Scapegoating is instrumental in mimetic theory. It’s a mechanism to build solidarity and cohesion through exclusion. Narratively, it operates to distinguish acceptable behaviour versus unacceptable. In almost all instances, scapegoating is an object to project blame.1 The remaining members have received the signal.

Here, we have two entities to scapegoat 2: the insurrectionists and the Instigator in Chief, soon to be ex-president, Donald Trump.

Ritual

Ritualistically, scapegoats need to be bear the brunt of the anger of the in-group and associated friends and family. There are procedures to follow. These rituals play out in the House in the form of impeachment, and in the Senate in the form of conviction. For the uninvited guests, the traditional court system ritual

Part of the outrage is performative ritual. Certain entities are checking the boxes suggested by their PR teams. These same entities had nothing to say for the past four years as they’ve enriched themselves at the expense of the American public and world, but this was the last straw. They vowed to cut off support and funding —until they don’t, but by then no one will be any the wiser. People have both short attentions spans and memories.

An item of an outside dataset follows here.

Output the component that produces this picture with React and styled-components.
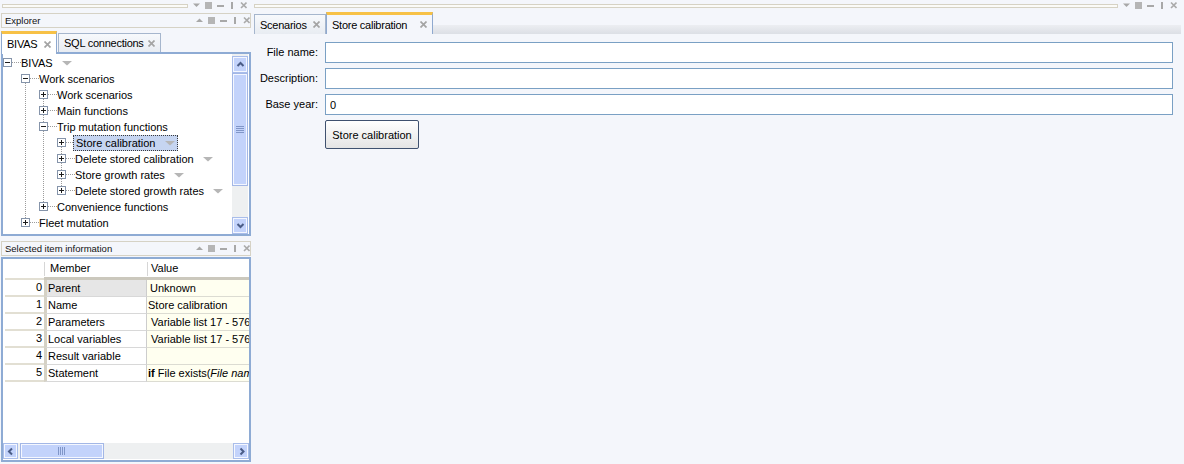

There is no requirement whatsoever that rituals produce anything. As hard work is its own reward, ritual for the sake of ritual is all that’s necessary. Rituals needn’t be authentic or heartfelt. Simply mime the parts, and you’re all set. Plus, you get full credit—participation points just for playing.

Sacrifice

One ritual is to sacrifice the goats, but we need only exile the offending members. In Christian lore 3, there are actually two goats—a sacrificial goat and an emissary goat—the scapegoat. The sacrificial goat is, obviously, sacrificed—burnt offerings—, but the emissary goat was released into the wilderness, taking with it all sins and impurities. This is the excommunicated, the shunned.

Culture

Where performatism really comes in, is cultural signalling. People and other entities work overtime to signal they are on the winning side. This includes everything from Oscar-winning performances to cringeworthy Razzie-candidates. Those in the public eye tend to go overboard. It’s good to remember that an empty vessel makes the most noise.


  1. The notable exception to this scapegoat-blame relationship is the Christian Christ myth, where Jesus acted as a scapegoat but was without blame.
  2. Trump and the Scapegoat Effect, The American Conservative, David Gornoski, September 1, 2016.
    An interesting article discusses the Trump-scapegoating phenomenon that also mentions René Girard’s work.